In the appeal, the Trade and Industry Appeals Tribunal (CBb) ruled the central bank had not swayed them with the argument that Bunq’s methodologies to more rigorously engage AI and more esoteric data analytics on the back end were not in line with the country’s AML legislation.
The court also rejected the DNB’s finding that Bunq broadly did not capture the required information tied to fincrime compliance duties related to its business clients.
Court win opens door for fresh compliance tech for all – fintechs and legacy-techs
The battle has countercrime aftershocks beyond finnicky fintechs.
Bunq touted why such a victory against DNB – which has found its teeth in recent years after embarrassing regional bank scandals, levying hundreds of millions of dollars in penalties against financial institutions for AML failings – is historic, for fintechs and brick-and-mortar operations alike.
In essence: the firm needed the flexibility to ensure it could use the best to fight the worst.
“It’s the first time a bank sued a regulator over such a fundamental issue, as banks prefer to settle disputes with DNB behind closed doors,” the plucky fintech, founded in 2012 and championing sustainability aims, said in a statement this month.
Not being able to test leading edge technologies to boost results would be a detriment to any financial institution, the company said.
It would be tantamount to a strategy that is “antiquated and ineffective” and would have forced the company’s AML team to rely on “one-sided reporting from account holders – a system resting squarely on the honesty of fraudsters.”
“We made history today,” said Ali Niknam, founder and CEO of Bunq. “The court has paved the way for progress.”
Bunq even stated the regulator worked to save face by suddenly embracing advanced algorithms, AI and machine learning in a study published last month.
In positive for regulator, regulated after legal jousting – more willingness to listen, learn, grow
But it wasn’t an unblemished victory for the challenger institution.

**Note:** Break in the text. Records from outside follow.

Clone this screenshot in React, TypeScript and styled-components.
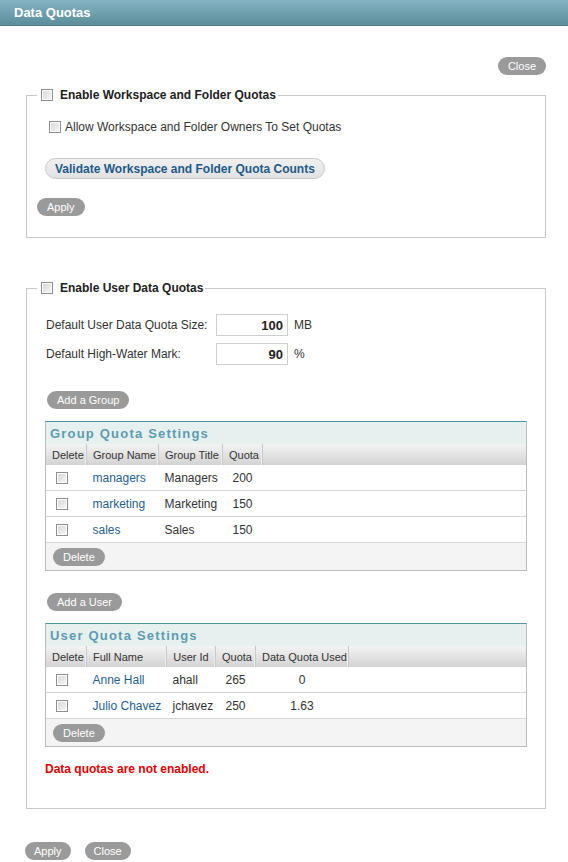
import styled, { createGlobalStyle } from 'styled-components';

const GlobalStyle = createGlobalStyle`
  body {
    margin: 0;
    background: #fff;
    font-family: 'Liberation Sans', Arial, sans-serif;
    font-size: 12px;
    color: #333;
  }
`;

const Header = styled.div`
  height: 26px;
  padding-left: 14px;
  display: flex;
  align-items: center;
  background: linear-gradient(#84b4c3, #5c8d9a);
  border-bottom: 1px solid #557f8b;
  box-sizing: border-box;
  color: #fff;
  font-weight: bold;
  font-size: 13px;
`;

const Body = styled.div`
  padding: 0 22px 0 26px;
`;

const TopBar = styled.div`
  display: flex;
  justify-content: flex-end;
  margin-top: 31px;
`;

const PillButton = styled.button<{ $small?: boolean }>`
  height: 18px;
  padding: 0 ${(p) => (p.$small ? 9 : 10)}px;
  border: none;
  border-radius: 9px;
  background: #9a9a9a;
  color: #fff;
  font-family: 'Liberation Sans', Arial, sans-serif;
  font-size: 11px;
  line-height: 18px;
  cursor: pointer;
`;

const Fieldset = styled.fieldset<{ $top: number; $height: number }>`
  margin: ${(p) => p.$top}px 0 0;
  padding: 0 0 0 10px;
  border: 1px solid #c9c9c9;
  height: ${(p) => p.$height}px;
  box-sizing: border-box;
  min-width: 0;
`;

const Legend = styled.legend`
  display: flex;
  align-items: center;
  gap: 7px;
  padding: 0 2px 0 4px;
  font-weight: bold;
  font-size: 12px;
  color: #222;
  line-height: 14px;
`;

const Check = styled.input.attrs({ type: 'checkbox' })`
  appearance: none;
  display: block;
  margin: 0;
  width: 12px;
  height: 12px;
  flex: none;
  border: 1px solid #8f8f8f;
  box-sizing: border-box;
  background: linear-gradient(135deg, #d8d8d8, #f6f6f6);
  box-shadow: inset 0 0 0 1px #fff;
`;

const CheckRow = styled.label`
  display: flex;
  align-items: center;
  gap: 4px;
  margin: 18px 0 0 12px;
  font-size: 12px;
  color: #333;
`;

const ValidateButton = styled.button`
  display: block;
  margin: 24px 0 0 8px;
  height: 21px;
  padding: 0 9px;
  border: 1px solid #c8c8c8;
  border-radius: 11px;
  background: linear-gradient(#f0f0f0, #e2e2e2);
  color: #1d5a88;
  font-family: 'Liberation Sans', Arial, sans-serif;
  font-size: 12px;
  font-weight: bold;
  cursor: pointer;
`;

const Spaced = styled.div<{ $top: number; $left: number }>`
  margin: ${(p) => p.$top}px 0 0 ${(p) => p.$left}px;
`;

const FormGrid = styled.div`
  display: grid;
  grid-template-columns: 164px 72px auto;
  column-gap: 6px;
  row-gap: 7px;
  align-items: center;
  margin: 19px 0 0 9px;
`;

const NumberBox = styled.div`
  height: 22px;
  box-sizing: border-box;
  border: 1px solid #cfcfcf;
  padding-right: 4px;
  display: flex;
  align-items: center;
  justify-content: flex-end;
  font-size: 13px;
  font-weight: bold;
  color: #222;
`;

const QuotaTable = styled.div<{ $top: number }>`
  margin: ${(p) => p.$top}px 0 0 8px;
  width: 482px;
  border: 1px solid #bcbcbc;
  border-top-color: #4f93a9;
  box-sizing: border-box;
`;

const TableTitle = styled.div`
  height: 22px;
  padding-left: 4px;
  display: flex;
  align-items: center;
  background: #e6f0ee;
  color: #5c9cb1;
  font-size: 13px;
  font-weight: bold;
  letter-spacing: 1.2px;
`;

const Grid = styled.table`
  width: 100%;
  border-collapse: collapse;
  table-layout: fixed;
`;

// $w is the full column width, border and padding included
const Th = styled.th<{ $w?: number; $center?: boolean }>`
  width: ${(p) => (p.$w ? `${p.$w - (p.$center ? 1 : 7)}px` : 'auto')};
  height: 21px;
  padding: 0 0 0 ${(p) => (p.$center ? 0 : 6)}px;
  background: linear-gradient(#f3f3f3, #d3d3d3);
  border-right: ${(p) => (p.$w ? '1px solid #c9c9c9' : 'none')};
  box-shadow: ${(p) => (p.$w ? 'inset -1px 0 0 #ededed' : 'none')};
  font-weight: normal;
  font-size: 11px;
  color: #333;
  text-align: ${(p) => (p.$center ? 'center' : 'left')};
  white-space: nowrap;
  overflow: hidden;
`;

const Td = styled.td<{ $align?: string; $link?: boolean }>`
  height: 25px;
  padding: 0 0 0 ${(p) => (p.$align === 'center' ? 0 : 6)}px;
  border-bottom: 1px solid #d6d6d6;
  text-align: ${(p) => p.$align || 'left'};
  vertical-align: middle;
  color: ${(p) => (p.$link ? '#1f5f8f' : '#333')};
  font-size: 12px;
  white-space: nowrap;
`;

const CheckCell = styled.td`
  height: 25px;
  padding: 0 0 0 10px;
  border-bottom: 1px solid #d6d6d6;
  vertical-align: middle;
`;

const TableFooter = styled.div`
  height: 27px;
  padding-left: 7px;
  display: flex;
  align-items: center;
  background: #f4f4f4;
`;

const ErrorText = styled.div`
  margin: 15px 0 0 8px;
  color: #e60000;
  font-weight: bold;
  font-size: 12px;
`;

const BottomBar = styled.div`
  display: flex;
  gap: 14px;
  margin: 33px 0 0 -1px;
`;

const groups = [
  { name: 'managers', title: 'Managers', quota: '200' },
  { name: 'marketing', title: 'Marketing', quota: '150' },
  { name: 'sales', title: 'Sales', quota: '150' },
];

const users = [
  { name: 'Anne Hall', id: 'ahall', quota: '265', used: '0' },
  { name: 'Julio Chavez', id: 'jchavez', quota: '250', used: '1.63' },
];

export default function App() {
  return (
    <>
      <GlobalStyle />
      <Header>Data Quotas</Header>
      <Body>
        <TopBar>
          <PillButton>Close</PillButton>
        </TopBar>

        <Fieldset $top={13} $height={150}>
          <Legend>
            <Check />
            Enable Workspace and Folder Quotas
          </Legend>
          <CheckRow>
            <Check />
            Allow Workspace and Folder Owners To Set Quotas
          </CheckRow>
          <ValidateButton>Validate Workspace and Folder Quota Counts</ValidateButton>
          <Spaced $top={19} $left={0}>
            <PillButton>Apply</PillButton>
          </Spaced>
        </Fieldset>

        <Fieldset $top={43} $height={528}>
          <Legend>
            <Check />
            Enable User Data Quotas
          </Legend>
          <FormGrid>
            <span>Default User Data Quota Size:</span>
            <NumberBox>100</NumberBox>
            <span>MB</span>
            <span>Default High-Water Mark:</span>
            <NumberBox>90</NumberBox>
            <span>%</span>
          </FormGrid>

          <Spaced $top={26} $left={10}>
            <PillButton>Add a Group</PillButton>
          </Spaced>
          <QuotaTable $top={12}>
            <TableTitle>Group Quota Settings</TableTitle>
            <Grid>
              <thead>
                <tr>
                  <Th $w={41}>Delete</Th>
                  <Th $w={72}>Group Name</Th>
                  <Th $w={64}>Group Title</Th>
                  <Th $w={40}>Quota</Th>
                  <Th />
                </tr>
              </thead>
              <tbody>
                {groups.map((g) => (
                  <tr key={g.name}>
                    <CheckCell>
                      <Check />
                    </CheckCell>
                    <Td $link>{g.name}</Td>
                    <Td>{g.title}</Td>
                    <Td $align="center">{g.quota}</Td>
                    <Td />
                  </tr>
                ))}
              </tbody>
            </Grid>
            <TableFooter>
              <PillButton>Delete</PillButton>
            </TableFooter>
          </QuotaTable>

          <Spaced $top={22} $left={10}>
            <PillButton>Add a User</PillButton>
          </Spaced>
          <QuotaTable $top={12}>
            <TableTitle>User Quota Settings</TableTitle>
            <Grid>
              <thead>
                <tr>
                  <Th $w={41}>Delete</Th>
                  <Th $w={80}>Full Name</Th>
                  <Th $w={49} $center>User Id</Th>
                  <Th $w={40}>Quota</Th>
                  <Th $w={93}>Data Quota Used</Th>
                  <Th />
                </tr>
              </thead>
              <tbody>
                {users.map((u) => (
                  <tr key={u.id}>
                    <CheckCell>
                      <Check />
                    </CheckCell>
                    <Td $link>{u.name}</Td>
                    <Td>{u.id}</Td>
                    <Td $align="center">{u.quota}</Td>
                    <Td $align="center">{u.used}</Td>
                    <Td />
                  </tr>
                ))}
              </tbody>
            </Grid>
            <TableFooter>
              <PillButton>Delete</PillButton>
            </TableFooter>
          </QuotaTable>
          <ErrorText>Data quotas are not enabled.</ErrorText>
        </Fieldset>

        <BottomBar>
          <PillButton $small>Apply</PillButton>
          <PillButton $small>Close</PillButton>
        </BottomBar>
      </Body>
    </>
  );
}
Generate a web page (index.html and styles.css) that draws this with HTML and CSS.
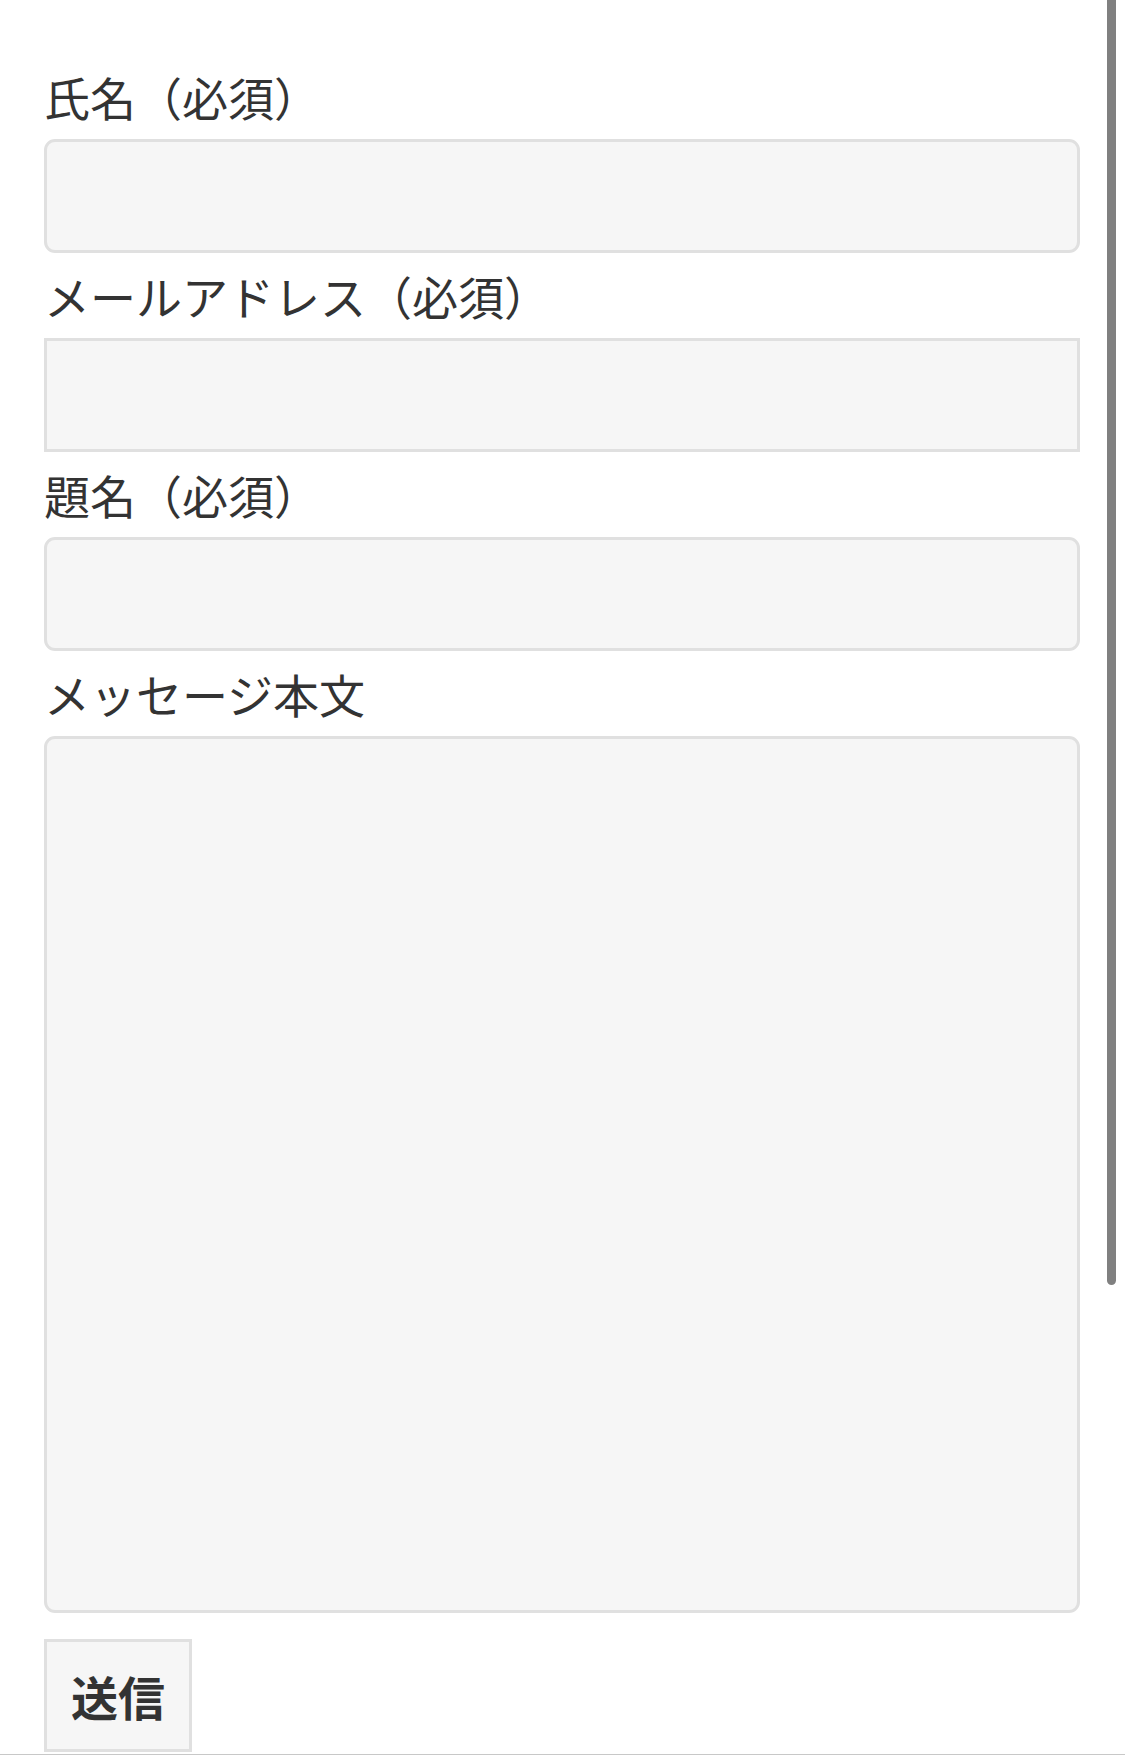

The court did find, however, that the regulator was in its power to state Bunq had failings in several core AML areas, including weaknesses in determining and documenting how customers made their money and the source of wealth for higher risk entities, including politically-exposed persons (PEPs).
The DNB was quick to point out that the Tribunal found that it had proven that Bunq was in non-compliance with various provisions of AML rules, according to a statement by the regulator.
So it was correct in noting gaps tied to the “obligation to investigate the source of a customer’s financial resources and the obligation to establish the identity of the ultimate beneficial owner, along with non-compliance with the rules governing enhanced customer due diligence in the case of politically exposed persons.”
But it also noted that the Tribunal ruled there “was insufficient substantiation for a number of the instances of non-compliance which we had found.”
As a positive for both sides – regulators and financial institutions, DNB stated it would be more open in the future to discussing and analyzing emerging technologies to better fight financial crime.
“We will assess the ruling and explore its implications for our supervision,” the regulator said.
“We will also take the ruling onboard in our dialogue with the financial sector on risk-based compliance with statutory requirements and the use of technology to combat money laundering.”